Не только анализ содержания «Слова», но и родство его с отдельными элементами современных ему русских памятников привели меня к построению понятия под условным названием «заточничества» (ничего общего не имеющего с представлением о «заточении» куда бы то ни было) как широко распространенного общественного явления XII–XIII веков. И я на протяжении всего моего изложения пользуюсь реконструируемой мною силуэтной фигурой читателя «Слова» («заточника», «заточников»). Это не предусмотренная никакими юридическими стандартами разновидность субъекта процесса классообразования (а часто его жертва), это фигура, которую конкретная историческая случайность может поставить в то или иное общественное положение в зависимости от обстоятельств. Само же содержание «Слова Даниила Заточника» служит мне еще одной призмой, через которую преломилось немало картин русской жизни XII–XIII веков.

Таковы приемы, которыми я пользовался в своих исследованиях.

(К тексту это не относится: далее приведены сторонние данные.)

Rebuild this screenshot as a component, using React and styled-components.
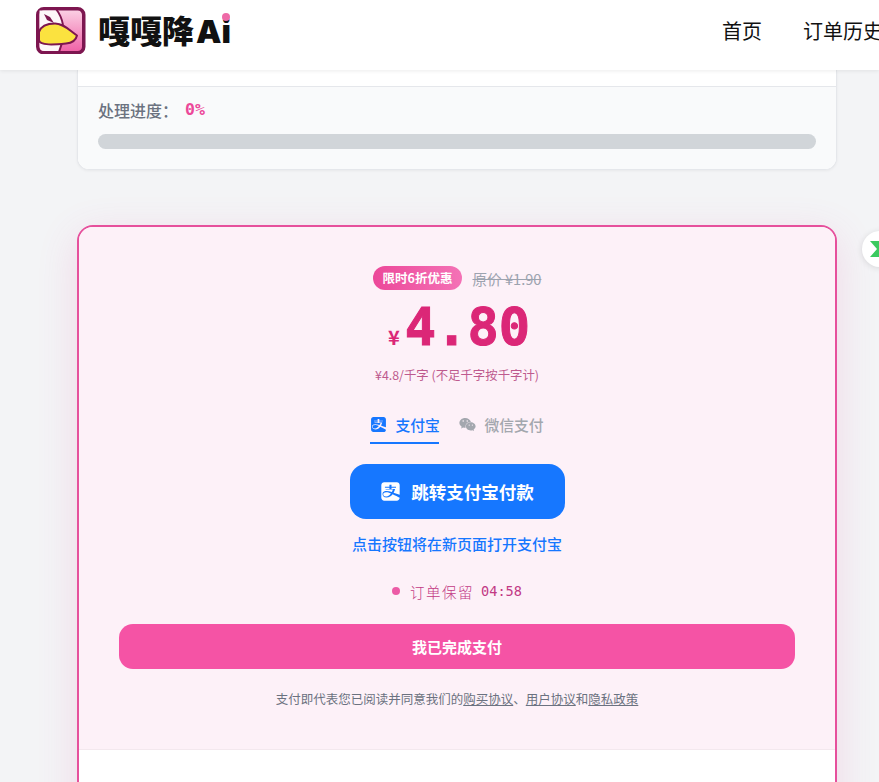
import React from 'react';
import styled, { createGlobalStyle } from 'styled-components';
import { FaAlipay, FaWeixin } from 'react-icons/fa';

const CJK = '"Noto Sans CJK SC", "Noto Sans", sans-serif';
const MONO = '"DejaVu Sans Mono", "Liberation Mono", monospace';

const Global = createGlobalStyle`
  html, body { margin: 0; padding: 0; height: 782px; overflow: hidden; background: #f3f4f6; }
  * { box-sizing: border-box; }
  body { font-family: "Inter", ${CJK}; }
`;

const Page = styled.div`
  position: relative;
  width: 879px;
  height: 782px;
  overflow: hidden;
`;

const Header = styled.header`
  height: 70px;
  background: #fff;
  box-shadow: 0 1px 4px rgba(0, 0, 0, 0.08);
  display: flex;
  align-items: center;
  padding: 0 0 9px 36px;
  position: relative;
  z-index: 2;
`;

const Brand = styled.div`
  display: flex;
  align-items: center;
  gap: 12px;
  margin-right: auto;
`;

const BrandName = styled.span`
  font-family: ${CJK};
  font-weight: 900;
  font-size: 32px;
  line-height: 1;
  color: #111;
  position: relative;
  white-space: nowrap;
`;

const BrandLatin = styled.span`
  font-family: "Inter", sans-serif;
  font-weight: 900;
  font-size: 32px;
  margin-left: 2px;
`;

const BrandDot = styled.i`
  position: absolute;
  width: 8px;
  height: 8px;
  border-radius: 50%;
  background: #ee6aa7;
  right: 1px;
  top: 0;
`;

const Nav = styled.nav`
  display: flex;
  gap: 41px;
  flex: none;
  width: 157px;
  white-space: nowrap;
`;

const NavLink = styled.a`
  font-family: ${CJK};
  font-size: 20px;
  color: #111;
`;

const Main = styled.main`
  width: 760px;
  margin-left: 77px;
`;

const ProgressCard = styled.section`
  height: 100px;
  background: #fff;
  border: 1px solid #e5e7eb;
  border-top: 0;
  border-radius: 0 0 12px 12px;
  padding-top: 16px;
  box-shadow: 0 1px 3px rgba(0, 0, 0, 0.05);
  overflow: hidden;
`;

const ProgressBody = styled.div`
  height: 84px;
  background: #f9fafb;
  border-top: 1px solid #e5e7eb;
  padding: 12px 20px 0;
`;

const ProgressLabel = styled.div`
  display: flex;
  align-items: center;
  height: 21px;
  font-family: ${CJK};
  font-size: 16px;
  font-weight: 500;
  color: #6b7280;
`;

const ProgressValue = styled.span`
  font-family: ${MONO};
  font-weight: 700;
  font-size: 16.5px;
  margin-left: 7px;
  color: #ec4899;
`;

const Track = styled.div`
  height: 15px;
  margin-top: 14px;
  border-radius: 8px;
  background: #d1d5d9;
`;

const PayCard = styled.section`
  margin-top: 55px;
  height: 640px;
  background: #fff;
  border: 2px solid #e6509c;
  border-radius: 16px;
  box-shadow: 0 10px 40px rgba(236, 72, 153, 0.16);
  overflow: hidden;
`;

const PayBody = styled.div`
  height: 523px;
  background: #fdf1f8;
  border-bottom: 1px solid #f3e8ee;
  padding: 39px 40px 0;
  display: flex;
  flex-direction: column;
  align-items: center;
`;

const OfferRow = styled.div`
  display: flex;
  align-items: center;
  gap: 10px;
  height: 24px;
`;

const OfferBadge = styled.span`
  height: 24px;
  padding: 0 10px;
  border-radius: 12px;
  background: linear-gradient(90deg, #ec4899, #f472b6);
  color: #fff;
  font-family: ${CJK};
  font-size: 12.5px;
  font-weight: 700;
  line-height: 24px;
`;

const OldPrice = styled.span`
  font-family: ${CJK};
  font-size: 14.6px;
  color: #9ca3af;
  text-decoration: line-through;
`;

const PriceRow = styled.div`
  display: flex;
  align-items: baseline;
  justify-content: center;
  gap: 5px;
  height: 62px;
  margin: 7px 0 0 4px;
  color: #db2777;
`;

const Currency = styled.span`
  font-family: ${CJK};
  font-size: 20px;
  font-weight: 700;
`;

const Amount = styled.span`
  font-family: ${MONO};
  font-size: 52px;
  font-weight: 700;
  line-height: 60px;
  -webkit-text-stroke: 1px #db2777;
`;

const UnitPrice = styled.div`
  margin-top: 7px;
  font-family: ${CJK};
  font-size: 12.4px;
  line-height: 18px;
  color: #be5a8e;
`;

const Tabs = styled.div`
  display: flex;
  margin-top: 27px;
  gap: 20px;
  height: 33px;
`;

const Tab = styled.div`
  display: flex;
  align-items: flex-start;
  gap: 8px;
  height: 33px;
  width: ${p => (p.$active ? '69px' : 'auto')};
  padding-top: 5px;
  font-family: ${CJK};
  font-size: 14.8px;
  line-height: 18px;
  font-weight: 500;
  white-space: nowrap;
  color: ${p => (p.$active ? '#1677ff' : '#a3a7ae')};
  border-bottom: 2px solid ${p => (p.$active ? '#1677ff' : 'transparent')};
  svg { width: 17px; height: 17px; flex: none; }
`;

const AlipayButton = styled.button`
  margin-top: 20px;
  width: 215px;
  height: 55px;
  border: 0;
  border-radius: 16px;
  background: #1677ff;
  color: #fff;
  display: flex;
  align-items: center;
  justify-content: center;
  gap: 10px;
  font-family: ${CJK};
  font-size: 17.5px;
  font-weight: 700;
  svg { width: 21px; height: 21px; }
`;

const Hint = styled.div`
  margin-top: 15px;
  font-family: ${CJK};
  font-size: 15px;
  line-height: 20px;
  font-weight: 500;
  color: #1677ff;
`;

const Timer = styled.div`
  margin-top: 27px;
  display: flex;
  align-items: center;
  height: 20px;
  font-family: ${MONO};
  font-size: 13.6px;
  color: #c23a85;
`;

const TimerDot = styled.i`
  width: 8px;
  height: 8px;
  border-radius: 50%;
  background: #ec5ba6;
  margin-right: 10px;
`;

const TimerLabel = styled.span`
  font-family: ${CJK};
  font-size: 14.5px;
  font-weight: 300;
  letter-spacing: 1.5px;
  margin-right: 7px;
`;

const ConfirmButton = styled.button`
  margin-top: 23px;
  width: 100%;
  height: 45px;
  border: 0;
  border-radius: 14px;
  background: #f553a5;
  color: #fff;
  font-family: ${CJK};
  font-size: 15px;
  font-weight: 700;
`;

const Legal = styled.div`
  margin-top: 21px;
  font-family: ${CJK};
  font-size: 12.5px;
  line-height: 18px;
  color: #6b7280;
  a { color: #6b7280; text-decoration: underline; }
`;

const FloatButton = styled.div`
  position: absolute;
  left: 862px;
  top: 231px;
  width: 36px;
  height: 36px;
  border-radius: 50%;
  background: #fff;
  box-shadow: 0 1px 6px rgba(0, 0, 0, 0.12);
  display: flex;
  align-items: center;
  justify-content: center;
  z-index: 3;
`;

const Logo = () => (
  <svg width="50" height="47" viewBox="0 0 50 47">
    <defs>
      <linearGradient id="lg" x1="0" y1="0" x2="0" y2="1">
        <stop offset="0" stopColor="#fbd3e6" />
        <stop offset="1" stopColor="#ef5fa5" />
      </linearGradient>
    </defs>
    <rect x="1.75" y="1.75" width="46" height="44" rx="6" fill="url(#lg)" stroke="#7d1650" strokeWidth="3.5" />
    <path d="M3.5 3.5 H21 C25 8 26 13 27 18 L3.5 22 Z" fill="#fdf6f9" />
    <path d="M3.5 36 H25 L23 44 H8 C5 44 3.5 42 3.5 39 Z" fill="#fdf6f9" />
    <path d="M20 2 C24 7 26 12 27 18 M26 36 L23 45" stroke="#7d1650" strokeWidth="2" fill="none" />
    <path d="M8 7 L14 10 L18 16 L11 13 Z" fill="#7d1650" />
    <path d="M3 25 C5 19 12 16.5 19 16.5 C28 16.5 34 24 41 28.5 C40 33 36 36 30 36.5 C20 37.5 3 39 3 33 Z" fill="#fbe23f" stroke="#7d1650" strokeWidth="2" strokeLinejoin="round" />
  </svg>
);

const FloatIcon = () => (
  <svg width="20" height="20" viewBox="0 0 20 20">
    <path d="M0 2 H20 L13 10 L20 18 H0 L7 10 Z" fill="#3bc95f" />
    <path d="M9 2 H11 L10 7 Z" fill="#fff" />
  </svg>
);

export default function App() {
  return (
    <Page>
      <Global />
      <Header>
        <Brand>
          <Logo />
          <BrandName>嘎嘎降<BrandLatin>Ai</BrandLatin><BrandDot /></BrandName>
        </Brand>
        <Nav>
          <NavLink>首页</NavLink>
          <NavLink>订单历史</NavLink>
        </Nav>
      </Header>
      <Main>
        <ProgressCard>
          <ProgressBody>
            <ProgressLabel>处理进度：<ProgressValue>0%</ProgressValue></ProgressLabel>
            <Track />
          </ProgressBody>
        </ProgressCard>
        <PayCard>
          <PayBody>
            <OfferRow>
              <OfferBadge>限时6折优惠</OfferBadge>
              <OldPrice>原价 ¥1.90</OldPrice>
            </OfferRow>
            <PriceRow>
              <Currency>¥</Currency>
              <Amount>4.80</Amount>
            </PriceRow>
            <UnitPrice>¥4.8/千字 (不足千字按千字计)</UnitPrice>
            <Tabs>
              <Tab $active><FaAlipay />支付宝</Tab>
              <Tab><FaWeixin />微信支付</Tab>
            </Tabs>
            <AlipayButton><FaAlipay />跳转支付宝付款</AlipayButton>
            <Hint>点击按钮将在新页面打开支付宝</Hint>
            <Timer><TimerDot /><TimerLabel>订单保留</TimerLabel>04:58</Timer>
            <ConfirmButton>我已完成支付</ConfirmButton>
            <Legal>支付即代表您已阅读并同意我们的<a>购买协议</a>、<a>用户协议</a>和<a>隐私政策</a></Legal>
          </PayBody>
        </PayCard>
      </Main>
      <FloatButton><FloatIcon /></FloatButton>
    </Page>
  );
}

Сочетание этих приемов отразилось как на композиции книги, так и на ее содержании.

В первой главе («Мизантроп» XII–XIII веков) дан анализ «Слова» и «Послания» Даниила Заточника и реконструируется культурно-исторический тип человека, оторвавшегося от своего общественного стандарта и перебирающего в мыслях возможные выходы из создавшегося для него трудного положения. Это позволило мне, как бы на малой вертящейся сцене, показать читателю ряд подводных камней, подстерегавших человека той эпохи, и ряд житейских положений, к которым можно было стремиться, чтобы выбиться из беды и занять прочное положение в феодальном обществе. А затем я вывожу читателя на большую арену русской жизни, характеристика которой дается по четырем основным общественным категориям: феодальная «челядь» (глава вторая), «свободные» смерды (глава третья), светские феодалы (глава четвертая) и «отцы духовные» (глава пятая). Я не упускаю здесь из виду в надлежащих случаях и «заточника», показанного в качестве кандидата на попадание в любые общественные положения.

В главе пятой (об «отцах духовных») я даю детальную и конкретную характеристику работы церкви по строительству феодального общества и внедрению церкви в самую ткань (слой за слоем) этого общества через личную, семейную жизнь прихожан, — работы, которая единственно и может конкретно объяснить подлинное значение церкви, какое она приобретала тогда на целые века существования русского общества и государства.

При этом в отношении господствующего класса уже от того времени сохранилось достаточно материала для попытки (которую я и делаю в главе шестой) дать представление о «жизни человека», как она строилась силами церкви и отчасти государства, от момента рождения ребенка через его детство, юность, возмужалость, зрелую пору жизни и до самой смерти, — дать представление о семье, основной ячейке феодального общества, в рамках церковной морали, гигиены и права, с бытовыми отклонениями от внедряемых норм.

И наконец, в заключительной, седьмой, главе я вновь возвращаюсь к «заточнику» первой главы, чтобы на этот раз именно его провести по тем кругам жизни, которые были характеризованы в предшествующих главах. На этом единичном, но примелькавшемся теперь уже примере я хочу еще раз показать один из типических случаев, приключившийся с человеком «на распутье» (так назвал я эту главу), и показать, как средствами, свойственными феодальной формации, могла быть разрешена и разрешалась эта ситуация — «на распутье».

Я ставил перед собой задачу написать не столько «специальное исследование», сколько научно-популярную книгу, которая помогла бы читателю почувствовать и понять далекую, хоть и родную ему эпоху через знакомство с ее людьми, — а для этого взялся, как толмач, перевести старинные слова, которыми они сами про себя когда-то рассказали, на язык моего читателя и сделать это в той последовательности и в таких сочетаниях, какие подсказывались мне требованиями исторической правды.

Поэтому и в плане исследовательском я больше значения придавал убедительности общего построения, чем доказательности в отдельных деталях. Историк Древней Руси никак не может обойтись без догадок и предположений, без сопоставлений и противопоставлений, даже иной раз без приемов как бы музейной экспозиции, памятуя, что «доказательство» в его обиходе — термин слишком претенциозный, если держаться прямого его математического смысла. Доказательство, конечно, и для него является условием «необходимым» (когда оно возможно), но оно совершенно «недостаточно», чтобы ответить на запросы широкого читателя-непрофессионала, для которого предназначены мои очерки. Что же касается обоснования фактической части моего изложения, то этой цели служат мои примечания. Они предназначены для специалиста-историка по преимуществу.

Я не скрываю от себя риска, сопряженного с попыткой в одном «историческом повествовании» посчитаться с интересами одного и с требованиями другого вида моих возможных читателей. Я глубоко убежден все же, что задача преодолеть противоположение «научного» и «популярного» в области исторической науки разрешима. Почва для того до известной степени подготовлена нашей отечественной историографией, и меня воодушевляла возможность примкнуть к этой родной традиции.